Entonces… la pregunta es ¿somos pesimistas u optimistas? Optimistas, desde luego. Optimistas cotidianos capaces de ver la cantidad de supervivientes que contienen nuestras calles, los científicos nacionales que andan formándose por el mundo, las nuevas organizaciones sociales que desde Puerto Obaldía hasta Bocas del Toro están luchando por el bien de sus comunidades, los artistas emergentes, los ejemplos de solidaridad cotidianos en pueblos y barriadas… Pero esas no son las buenas noticias –good news– que algunos quieren ver todos los días en los periódicos. Por good news se ha entendido en los medios de comunicación y entre los lectores–espectadores la babosería, lo superficial, lo obsceno incluso. La inauguración de una nueva tienda de Loewe o la condecoración de no sé qué personaje de alta alcurnia en algún golf club de los Estados sí entra en esa categoría. Bueno, o la propagación de la cultura de la abstinencia, o artículos inflamados sobre la patria, o textos que inciten a la educación en valores… propaganda de lo más nociva por vacía de contenido.

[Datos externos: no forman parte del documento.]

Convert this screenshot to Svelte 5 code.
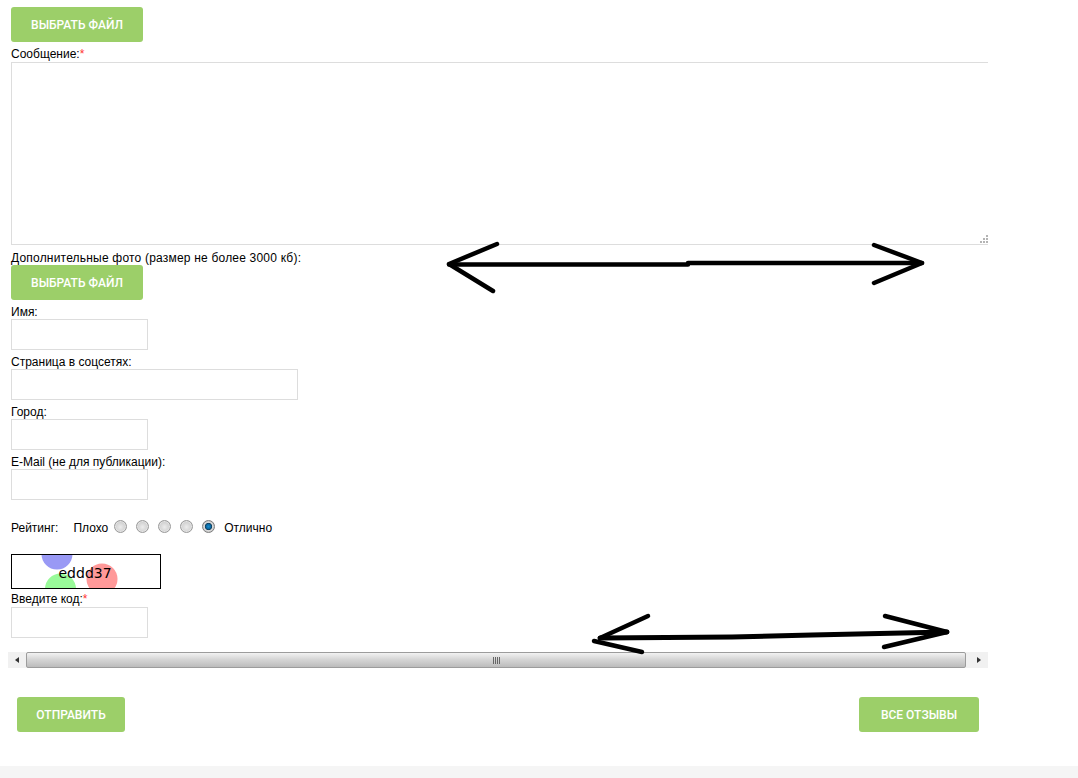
<script>
  // form fields, in page order
  const fields = [
    { label: 'Имя:', wide: false },
    { label: 'Страница в соцсетях:', wide: true },
    { label: 'Город:', wide: false },
    { label: 'E-Mail (не для публикации):', wide: false }
  ]
  const ratings = [1, 2, 3, 4, 5]
  let rating = 5
</script>

<div class="page">
  <div class="scroller">
    <form class="form">
      <button type="button" class="btn pick first">Выбрать файл</button>
      <label class="label top" for="msg">Сообщение:<span class="req">*</span></label>
      <div class="area-wrap">
        <textarea id="msg" class="area"></textarea>
        <svg class="grip" width="9" height="10" viewBox="0 0 9 10">
          <g fill="#b4b4b4">
            <rect x="6" y="0" width="2" height="2" />
            <rect x="3" y="3" width="2" height="2" />
            <rect x="6" y="3" width="2" height="2" />
            <rect x="0" y="6" width="2" height="2" />
            <rect x="3" y="6" width="2" height="2" />
            <rect x="6" y="6" width="2" height="2" />
          </g>
        </svg>
      </div>
      <div class="label extra">Дополнительные фото (размер не более 3000 кб):</div>
      <button type="button" class="btn pick">Выбрать файл</button>

      {#each fields as f}
        <div class="label">{f.label}</div>
        <input class="input" class:wide={f.wide} type="text" />
      {/each}

      <div class="rating">
        <span class="rating-title">Рейтинг:</span>
        <span>Плохо</span>
        <span class="radios">
          {#each ratings as r}
            <input type="radio" name="rating" class="radio" value={r} bind:group={rating} />
          {/each}
        </span>
        <span>Отлично</span>
      </div>

      <svg class="captcha" width="150" height="35" viewBox="0 0 150 35">
        <rect width="150" height="35" fill="#fff" />
        <circle cx="46" cy="0" r="15.5" fill="#9999f5" />
        <circle cx="49.500" cy="35" r="15.5" fill="#99fa99" />
        <circle cx="91" cy="25" r="15.5" fill="#ff9999" />
        <text x="47.5" y="23.500" class="captcha-text">eddd37</text>
        <rect x="0.5" y="0.5" width="149" height="34" fill="none" stroke="#000" />
      </svg>

      <label class="label code" for="code">Введите код:<span class="req">*</span></label>
      <input id="code" class="input" type="text" />
    </form>
  </div>

  <div class="scrollbar">
    <span class="sb-btn"><i class="tri left"></i></span>
    <div class="thumb">
      <span class="lines"><i></i><i></i><i></i><i></i></span>
    </div>
    <span class="sb-btn"><i class="tri right"></i></span>
  </div>

  <div class="actions">
    <button type="button" class="btn send">Отправить</button>
    <button type="button" class="btn all">Все отзывы</button>
  </div>

  <div class="strip"></div>

  <!-- hand drawn arrows on top of the screenshot -->
  <svg class="arrows" width="1078" height="778" viewBox="0 0 1078 778">
    <g fill="none" stroke="#000" stroke-width="4.5" stroke-linecap="round" stroke-linejoin="round">
      <path d="M497 244 L449 264 L493 291" />
      <path d="M449 264.500 L688 264.500 L688 263 L922 263" />
      <path d="M874 245 L922 263 L874 283" />
      <path d="M648 616 L600 638" />
      <path d="M594 641 L642 652" />
      <path d="M600 638 L732 637 L812 635 L947 632" stroke-width="5" />
      <path d="M885 616 L947 632 L884 647" />
    </g>
  </svg>
</div>

<style>
  :global(body) {
    background: #fff;
  }

  .page {
    position: relative;
    height: 778px;
    overflow: hidden;
    font-family: "Liberation Sans", Arial, sans-serif;
    font-size: 12px;
    line-height: 14px;
    color: #000;
  }

  .scroller {
    width: 980px;
    margin-left: 8px;
    padding-top: 7px;
    padding-bottom: 14px;
    overflow: hidden;
  }

  .form {
    display: flex;
    flex-direction: column;
    align-items: flex-start;
    padding-left: 3px;
  }

  .btn {
    height: 35px;
    padding: 0;
    border: 0;
    border-radius: 3px;
    background: #9ccf69;
    color: #fff;
    font-family: Roboto, sans-serif;
    font-size: 12px;
    font-weight: 500;
    text-transform: uppercase;
    display: block;
  }

  .pick {
    width: 132px;
  }

  .first {
    margin-bottom: 1px;
  }

  .label {
    display: block;
    height: 14px;
    padding: 5px 0 0;
  }

  .top {
    padding: 4px 0 1px;
  }

  .req {
    color: #f33;
  }

  .area-wrap {
    position: relative;
    width: 978px;
    height: 183px;
    margin-bottom: 1px;
  }

  .area {
    display: block;
    width: 100%;
    height: 100%;
    box-sizing: border-box;
    padding: 0;
    border: 1px solid #ddd;
    background: #fff;
    resize: none;
    outline: none;
  }

  .grip {
    position: absolute;
    right: 0;
    bottom: 0;
  }

  .extra {
    padding: 5px 0 0;
    letter-spacing: 0.2px;
  }

  .input {
    display: block;
    width: 137px;
    height: 31px;
    box-sizing: border-box;
    padding: 0;
    border: 1px solid #ddd;
    background: #fff;
    outline: none;
  }

  .wide {
    width: 287px;
  }

  .rating {
    display: flex;
    align-items: center;
    height: 14px;
    margin: 21px 0 19px;
  }

  .rating-title {
    margin-right: 15px;
  }

  .radios {
    display: flex;
    gap: 9px;
    margin: -3px 9px 0 6px;
  }

  .radio {
    appearance: none;
    display: block;
    width: 13px;
    height: 13px;
    margin: 0;
    border: 1px solid #9a9a9a;
    border-radius: 50%;
    box-sizing: border-box;
    background: radial-gradient(circle at 50% 55%, #ececec 0, #d6d6d6 50%, #b4b4b4 100%);
    box-shadow: inset 0 0 0 1px #e4e4e4;
  }

  .radio:checked {
    background: radial-gradient(circle at 50% 50%, #1a8ccc 0, #0a6aa5 28%, #123f5c 42%, #dcdcdc 52%, #a8a8a8 100%);
    border-color: #7d7d7d;
    box-shadow: none;
  }

  .captcha {
    display: block;
  }

  .captcha-text {
    font-family: "DejaVu Sans", sans-serif;
    font-size: 14px;
    fill: #000;
  }

  .code {
    padding: 3px 0 1px;
  }

  .scrollbar {
    display: flex;
    align-items: stretch;
    width: 980px;
    height: 16px;
    margin-left: 8px;
    background: #f1f1f1;
  }

  .sb-btn {
    display: flex;
    align-items: center;
    justify-content: center;
    width: 18px;
    flex: none;
  }

  .tri {
    display: block;
    width: 0;
    height: 0;
    border-top: 3.500px solid transparent;
    border-bottom: 3.500px solid transparent;
  }

  .tri.left {
    border-right: 4px solid #333;
  }

  .tri.right {
    border-left: 4px solid #333;
  }

  .thumb {
    flex: 1;
    display: flex;
    align-items: center;
    justify-content: center;
    margin-right: 4px;
    border: 1px solid #9c9c9c;
    border-radius: 2px;
    box-sizing: border-box;
    background: linear-gradient(#f2f2f2, #d6d6d6 45%, #bcbcbc);
  }

  .lines {
    display: flex;
    gap: 1px;
  }

  .lines i {
    display: block;
    width: 1px;
    height: 7px;
    background: #666;
  }

  .actions {
    display: flex;
    justify-content: space-between;
    padding: 29px 99px 0 17px;
  }

  .send {
    width: 108px;
  }

  .all {
    width: 120px;
  }

  .strip {
    height: 12px;
    margin-top: 34px;
    background: #f5f5f5;
  }

  .arrows {
    position: absolute;
    left: 0;
    top: 0;
    pointer-events: none;
  }
</style>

Así que algunos seguiremos con el optimismo pesimista, o con el buen humor realista. Dice Joaquín Sabina que hay más de cien palabras y más de cien razones para no cortarnos de un tajo las venas. Estoy de acuerdo. Y entre esas razones, está la obligación ética de ser críticos.

[C. echa mano esa vez de si mismo y superando el pudor plagia sus propias letras: “La lucha no es cuestión de heroísmo, nada más lejos de su genética. Es la responsabilidad de los que, alimentados y leídos desde la infancia, no se pueden permitir la pesadumbre de la costra, del amor tibio, de las mañanas previsibles”.]